_Task directions:_
Take every line that has the string "styles" and copy it out.
## Begin Data section
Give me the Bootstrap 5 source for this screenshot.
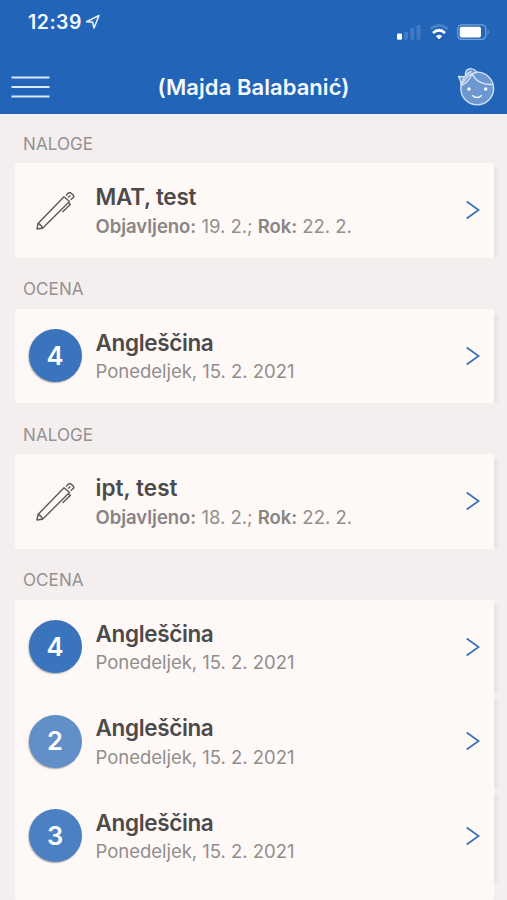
## End Data section
## Begin Data section
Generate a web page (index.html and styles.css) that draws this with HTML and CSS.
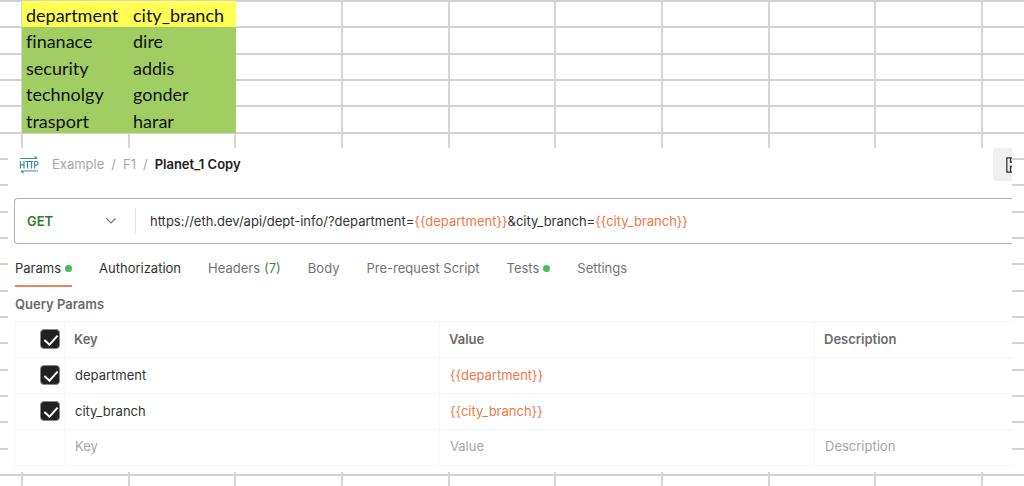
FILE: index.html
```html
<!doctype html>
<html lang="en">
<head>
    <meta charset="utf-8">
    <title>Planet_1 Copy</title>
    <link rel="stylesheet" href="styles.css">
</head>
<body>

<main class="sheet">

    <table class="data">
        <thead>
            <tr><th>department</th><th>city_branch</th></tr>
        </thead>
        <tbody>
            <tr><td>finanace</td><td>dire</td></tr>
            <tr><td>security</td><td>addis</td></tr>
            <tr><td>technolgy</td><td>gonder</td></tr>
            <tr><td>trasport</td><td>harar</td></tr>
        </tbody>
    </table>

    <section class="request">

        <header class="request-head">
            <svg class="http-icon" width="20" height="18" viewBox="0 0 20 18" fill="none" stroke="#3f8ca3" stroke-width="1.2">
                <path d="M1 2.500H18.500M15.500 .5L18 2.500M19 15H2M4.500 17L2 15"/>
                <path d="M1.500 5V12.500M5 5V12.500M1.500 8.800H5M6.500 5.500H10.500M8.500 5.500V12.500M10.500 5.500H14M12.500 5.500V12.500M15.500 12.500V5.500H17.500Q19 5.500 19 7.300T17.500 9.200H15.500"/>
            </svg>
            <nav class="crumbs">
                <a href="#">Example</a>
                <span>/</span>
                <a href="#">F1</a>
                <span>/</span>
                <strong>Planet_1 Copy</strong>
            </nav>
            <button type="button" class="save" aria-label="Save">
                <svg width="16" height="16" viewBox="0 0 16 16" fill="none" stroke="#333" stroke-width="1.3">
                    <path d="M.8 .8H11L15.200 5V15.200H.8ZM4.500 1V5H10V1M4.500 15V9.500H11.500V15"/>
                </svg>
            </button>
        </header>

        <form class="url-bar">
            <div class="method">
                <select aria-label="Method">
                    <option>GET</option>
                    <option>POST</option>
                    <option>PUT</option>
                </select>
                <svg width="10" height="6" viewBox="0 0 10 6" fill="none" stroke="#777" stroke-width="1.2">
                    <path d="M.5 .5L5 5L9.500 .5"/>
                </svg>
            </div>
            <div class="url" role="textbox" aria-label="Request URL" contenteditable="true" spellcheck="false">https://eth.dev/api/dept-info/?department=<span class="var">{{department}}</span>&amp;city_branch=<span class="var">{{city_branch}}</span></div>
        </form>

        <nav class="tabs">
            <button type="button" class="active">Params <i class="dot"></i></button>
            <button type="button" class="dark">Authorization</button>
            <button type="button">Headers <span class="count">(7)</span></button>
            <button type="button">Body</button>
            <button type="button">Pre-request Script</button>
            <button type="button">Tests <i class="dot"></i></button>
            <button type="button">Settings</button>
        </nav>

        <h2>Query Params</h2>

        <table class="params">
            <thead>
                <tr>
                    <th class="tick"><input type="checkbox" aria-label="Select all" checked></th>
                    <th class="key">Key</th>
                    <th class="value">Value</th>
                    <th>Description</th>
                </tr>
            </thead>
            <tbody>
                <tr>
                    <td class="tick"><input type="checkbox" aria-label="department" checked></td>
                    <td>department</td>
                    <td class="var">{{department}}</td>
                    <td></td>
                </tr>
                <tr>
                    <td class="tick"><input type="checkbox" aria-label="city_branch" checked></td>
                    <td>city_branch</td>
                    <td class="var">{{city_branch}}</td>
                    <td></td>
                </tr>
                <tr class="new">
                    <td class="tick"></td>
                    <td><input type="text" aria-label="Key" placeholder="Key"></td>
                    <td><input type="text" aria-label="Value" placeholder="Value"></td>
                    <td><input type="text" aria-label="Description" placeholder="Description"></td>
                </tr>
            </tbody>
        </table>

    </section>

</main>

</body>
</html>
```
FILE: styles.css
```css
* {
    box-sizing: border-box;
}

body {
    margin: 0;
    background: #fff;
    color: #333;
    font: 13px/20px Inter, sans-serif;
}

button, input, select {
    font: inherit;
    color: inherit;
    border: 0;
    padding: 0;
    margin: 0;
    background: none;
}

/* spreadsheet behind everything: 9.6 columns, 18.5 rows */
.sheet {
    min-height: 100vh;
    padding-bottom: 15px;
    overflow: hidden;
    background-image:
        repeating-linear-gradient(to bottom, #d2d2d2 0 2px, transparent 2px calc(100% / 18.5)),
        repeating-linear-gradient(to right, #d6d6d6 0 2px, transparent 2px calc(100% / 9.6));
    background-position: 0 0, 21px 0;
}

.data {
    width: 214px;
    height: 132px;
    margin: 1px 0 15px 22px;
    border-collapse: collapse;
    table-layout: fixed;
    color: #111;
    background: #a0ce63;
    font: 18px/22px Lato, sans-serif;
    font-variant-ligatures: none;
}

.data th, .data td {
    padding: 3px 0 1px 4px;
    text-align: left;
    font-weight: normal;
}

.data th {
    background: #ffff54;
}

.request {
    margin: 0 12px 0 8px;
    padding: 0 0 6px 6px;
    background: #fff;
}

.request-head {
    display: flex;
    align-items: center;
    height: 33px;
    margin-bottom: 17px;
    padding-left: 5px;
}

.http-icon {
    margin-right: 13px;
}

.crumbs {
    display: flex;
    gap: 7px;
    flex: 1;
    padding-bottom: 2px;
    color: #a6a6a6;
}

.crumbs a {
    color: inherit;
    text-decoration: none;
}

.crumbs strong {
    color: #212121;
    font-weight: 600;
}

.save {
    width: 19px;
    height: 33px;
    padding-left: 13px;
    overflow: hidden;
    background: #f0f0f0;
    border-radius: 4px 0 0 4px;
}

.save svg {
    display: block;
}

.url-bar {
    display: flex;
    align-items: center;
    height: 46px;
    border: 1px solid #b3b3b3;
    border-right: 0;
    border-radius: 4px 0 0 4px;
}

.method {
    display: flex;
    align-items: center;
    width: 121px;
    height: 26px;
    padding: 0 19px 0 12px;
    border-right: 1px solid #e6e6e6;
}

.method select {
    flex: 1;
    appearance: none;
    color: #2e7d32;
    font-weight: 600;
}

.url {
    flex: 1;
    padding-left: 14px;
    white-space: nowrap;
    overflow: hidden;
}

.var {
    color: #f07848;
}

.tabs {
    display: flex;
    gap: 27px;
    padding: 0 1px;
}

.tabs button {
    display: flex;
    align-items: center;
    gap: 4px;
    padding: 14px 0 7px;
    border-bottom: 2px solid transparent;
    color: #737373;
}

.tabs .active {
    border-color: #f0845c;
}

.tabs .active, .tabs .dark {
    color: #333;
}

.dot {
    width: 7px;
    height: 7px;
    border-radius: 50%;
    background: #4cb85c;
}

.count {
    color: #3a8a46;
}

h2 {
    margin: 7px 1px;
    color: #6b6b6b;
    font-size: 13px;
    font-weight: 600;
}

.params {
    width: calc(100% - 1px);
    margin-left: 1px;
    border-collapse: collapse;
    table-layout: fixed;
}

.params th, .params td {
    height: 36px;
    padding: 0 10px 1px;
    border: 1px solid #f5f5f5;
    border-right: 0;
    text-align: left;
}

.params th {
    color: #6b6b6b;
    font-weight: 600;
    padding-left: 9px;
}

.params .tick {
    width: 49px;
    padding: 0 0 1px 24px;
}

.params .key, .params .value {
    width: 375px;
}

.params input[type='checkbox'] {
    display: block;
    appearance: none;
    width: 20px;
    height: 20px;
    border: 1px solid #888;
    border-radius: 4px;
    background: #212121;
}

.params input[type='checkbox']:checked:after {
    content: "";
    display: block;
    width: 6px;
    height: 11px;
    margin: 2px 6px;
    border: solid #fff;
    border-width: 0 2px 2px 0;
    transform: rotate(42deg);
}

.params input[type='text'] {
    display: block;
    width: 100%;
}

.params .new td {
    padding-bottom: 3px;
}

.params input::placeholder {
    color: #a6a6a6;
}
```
## End Data section
## Begin Data section
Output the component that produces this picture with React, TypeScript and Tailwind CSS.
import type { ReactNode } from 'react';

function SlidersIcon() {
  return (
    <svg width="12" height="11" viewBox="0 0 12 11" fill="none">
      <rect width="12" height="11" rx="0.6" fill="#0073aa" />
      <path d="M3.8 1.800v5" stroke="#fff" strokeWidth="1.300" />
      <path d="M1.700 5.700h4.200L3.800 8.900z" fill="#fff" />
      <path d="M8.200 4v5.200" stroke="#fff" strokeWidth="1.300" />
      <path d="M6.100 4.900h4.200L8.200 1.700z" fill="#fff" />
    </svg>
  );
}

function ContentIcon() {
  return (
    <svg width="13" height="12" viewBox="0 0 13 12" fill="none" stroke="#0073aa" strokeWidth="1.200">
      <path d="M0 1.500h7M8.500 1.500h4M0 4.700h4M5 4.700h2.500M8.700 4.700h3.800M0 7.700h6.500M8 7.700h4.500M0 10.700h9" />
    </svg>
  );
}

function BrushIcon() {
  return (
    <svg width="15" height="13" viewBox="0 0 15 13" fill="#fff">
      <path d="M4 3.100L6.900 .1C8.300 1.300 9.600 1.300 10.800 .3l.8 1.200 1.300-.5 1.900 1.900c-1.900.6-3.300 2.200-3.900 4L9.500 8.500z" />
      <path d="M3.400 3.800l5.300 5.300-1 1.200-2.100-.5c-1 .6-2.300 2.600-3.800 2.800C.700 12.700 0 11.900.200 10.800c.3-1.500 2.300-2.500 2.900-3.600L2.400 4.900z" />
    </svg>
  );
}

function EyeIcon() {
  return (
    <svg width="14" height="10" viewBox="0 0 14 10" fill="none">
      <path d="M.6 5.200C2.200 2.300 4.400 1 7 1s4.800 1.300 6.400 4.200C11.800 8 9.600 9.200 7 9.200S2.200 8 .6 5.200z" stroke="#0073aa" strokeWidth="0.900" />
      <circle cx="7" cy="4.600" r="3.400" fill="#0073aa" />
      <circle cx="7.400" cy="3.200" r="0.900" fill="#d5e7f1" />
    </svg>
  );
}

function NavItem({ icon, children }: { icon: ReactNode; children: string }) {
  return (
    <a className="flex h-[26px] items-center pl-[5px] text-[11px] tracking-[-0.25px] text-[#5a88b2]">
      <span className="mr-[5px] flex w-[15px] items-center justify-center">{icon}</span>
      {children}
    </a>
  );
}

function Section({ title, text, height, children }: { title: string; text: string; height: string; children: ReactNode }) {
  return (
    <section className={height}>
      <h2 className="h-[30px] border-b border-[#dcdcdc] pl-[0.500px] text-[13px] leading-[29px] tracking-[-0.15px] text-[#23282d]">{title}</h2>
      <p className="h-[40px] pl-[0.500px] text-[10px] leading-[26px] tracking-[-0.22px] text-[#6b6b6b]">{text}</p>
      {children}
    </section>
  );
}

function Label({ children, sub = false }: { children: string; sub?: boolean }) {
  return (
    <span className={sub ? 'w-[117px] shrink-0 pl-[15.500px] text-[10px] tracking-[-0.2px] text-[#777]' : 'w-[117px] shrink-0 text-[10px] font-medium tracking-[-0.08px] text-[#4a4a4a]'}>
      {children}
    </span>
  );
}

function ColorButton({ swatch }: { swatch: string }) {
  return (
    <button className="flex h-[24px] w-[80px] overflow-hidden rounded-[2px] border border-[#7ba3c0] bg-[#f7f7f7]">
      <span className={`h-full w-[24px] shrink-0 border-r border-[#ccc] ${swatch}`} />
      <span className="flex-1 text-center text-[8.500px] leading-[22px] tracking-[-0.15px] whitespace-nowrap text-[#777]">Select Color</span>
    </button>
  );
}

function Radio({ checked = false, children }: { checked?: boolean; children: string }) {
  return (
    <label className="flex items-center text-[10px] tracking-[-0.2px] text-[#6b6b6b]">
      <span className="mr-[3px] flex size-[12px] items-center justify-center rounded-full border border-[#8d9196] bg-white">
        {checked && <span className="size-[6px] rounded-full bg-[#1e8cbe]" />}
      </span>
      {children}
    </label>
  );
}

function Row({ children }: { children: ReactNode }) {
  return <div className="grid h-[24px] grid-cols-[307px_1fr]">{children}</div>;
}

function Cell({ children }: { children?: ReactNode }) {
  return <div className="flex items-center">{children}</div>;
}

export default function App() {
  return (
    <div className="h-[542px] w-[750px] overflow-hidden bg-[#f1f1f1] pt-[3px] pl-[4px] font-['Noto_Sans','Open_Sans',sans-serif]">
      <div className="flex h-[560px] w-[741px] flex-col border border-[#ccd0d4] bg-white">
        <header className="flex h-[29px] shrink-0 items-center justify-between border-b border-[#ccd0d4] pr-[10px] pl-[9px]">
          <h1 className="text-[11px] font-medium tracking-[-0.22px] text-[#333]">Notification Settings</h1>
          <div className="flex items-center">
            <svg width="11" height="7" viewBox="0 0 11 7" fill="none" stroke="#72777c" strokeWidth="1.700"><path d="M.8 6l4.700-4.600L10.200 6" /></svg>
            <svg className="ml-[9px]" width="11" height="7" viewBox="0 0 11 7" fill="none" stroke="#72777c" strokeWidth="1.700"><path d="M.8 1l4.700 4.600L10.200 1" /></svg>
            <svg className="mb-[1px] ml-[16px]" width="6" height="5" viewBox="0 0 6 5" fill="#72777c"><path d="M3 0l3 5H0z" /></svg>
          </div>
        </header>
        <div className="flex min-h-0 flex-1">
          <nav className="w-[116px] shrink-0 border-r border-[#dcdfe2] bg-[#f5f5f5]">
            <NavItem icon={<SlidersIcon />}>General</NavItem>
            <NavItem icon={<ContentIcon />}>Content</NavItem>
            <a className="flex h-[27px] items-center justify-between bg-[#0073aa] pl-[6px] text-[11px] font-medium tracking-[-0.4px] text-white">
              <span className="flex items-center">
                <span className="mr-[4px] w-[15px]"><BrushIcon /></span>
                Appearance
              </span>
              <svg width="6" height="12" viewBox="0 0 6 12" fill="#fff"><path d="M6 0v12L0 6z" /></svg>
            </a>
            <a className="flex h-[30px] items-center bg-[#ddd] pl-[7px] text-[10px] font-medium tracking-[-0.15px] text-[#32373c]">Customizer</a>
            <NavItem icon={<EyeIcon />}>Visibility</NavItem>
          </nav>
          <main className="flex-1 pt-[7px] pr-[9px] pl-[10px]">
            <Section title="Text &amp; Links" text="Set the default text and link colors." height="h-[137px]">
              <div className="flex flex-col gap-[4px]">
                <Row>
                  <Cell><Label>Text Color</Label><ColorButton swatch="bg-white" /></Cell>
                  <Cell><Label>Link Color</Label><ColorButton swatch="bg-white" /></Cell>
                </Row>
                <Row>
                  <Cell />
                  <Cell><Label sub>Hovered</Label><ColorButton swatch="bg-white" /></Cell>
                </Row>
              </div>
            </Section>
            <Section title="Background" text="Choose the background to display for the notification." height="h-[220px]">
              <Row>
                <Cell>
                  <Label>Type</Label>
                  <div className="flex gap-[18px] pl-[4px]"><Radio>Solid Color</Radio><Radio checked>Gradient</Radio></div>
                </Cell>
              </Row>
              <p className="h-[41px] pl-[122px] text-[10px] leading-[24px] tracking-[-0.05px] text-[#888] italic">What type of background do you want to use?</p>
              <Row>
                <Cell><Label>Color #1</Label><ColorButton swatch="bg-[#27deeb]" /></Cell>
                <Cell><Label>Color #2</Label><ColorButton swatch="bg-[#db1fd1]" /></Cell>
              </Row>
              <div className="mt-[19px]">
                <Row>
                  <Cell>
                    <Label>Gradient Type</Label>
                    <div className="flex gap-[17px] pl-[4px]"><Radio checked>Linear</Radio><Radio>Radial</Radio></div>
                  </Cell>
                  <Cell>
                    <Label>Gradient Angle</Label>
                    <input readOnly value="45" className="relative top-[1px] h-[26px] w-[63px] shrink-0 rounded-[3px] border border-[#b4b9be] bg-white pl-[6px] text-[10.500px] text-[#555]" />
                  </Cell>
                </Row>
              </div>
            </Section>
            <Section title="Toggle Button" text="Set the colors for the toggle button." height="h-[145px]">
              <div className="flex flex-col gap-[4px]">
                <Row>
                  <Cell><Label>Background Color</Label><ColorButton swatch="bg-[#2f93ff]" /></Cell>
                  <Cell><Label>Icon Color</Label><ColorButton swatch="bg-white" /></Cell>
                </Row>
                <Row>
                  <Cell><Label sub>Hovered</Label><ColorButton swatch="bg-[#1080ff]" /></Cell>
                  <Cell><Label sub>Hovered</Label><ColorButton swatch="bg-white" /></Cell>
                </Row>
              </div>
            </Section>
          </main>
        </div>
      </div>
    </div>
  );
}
## End Data section
_Output for this exercise:_
Generate a web page (index.html and styles.css) that draws this with HTML and CSS.
    <link rel="stylesheet" href="styles.css">
FILE: styles.css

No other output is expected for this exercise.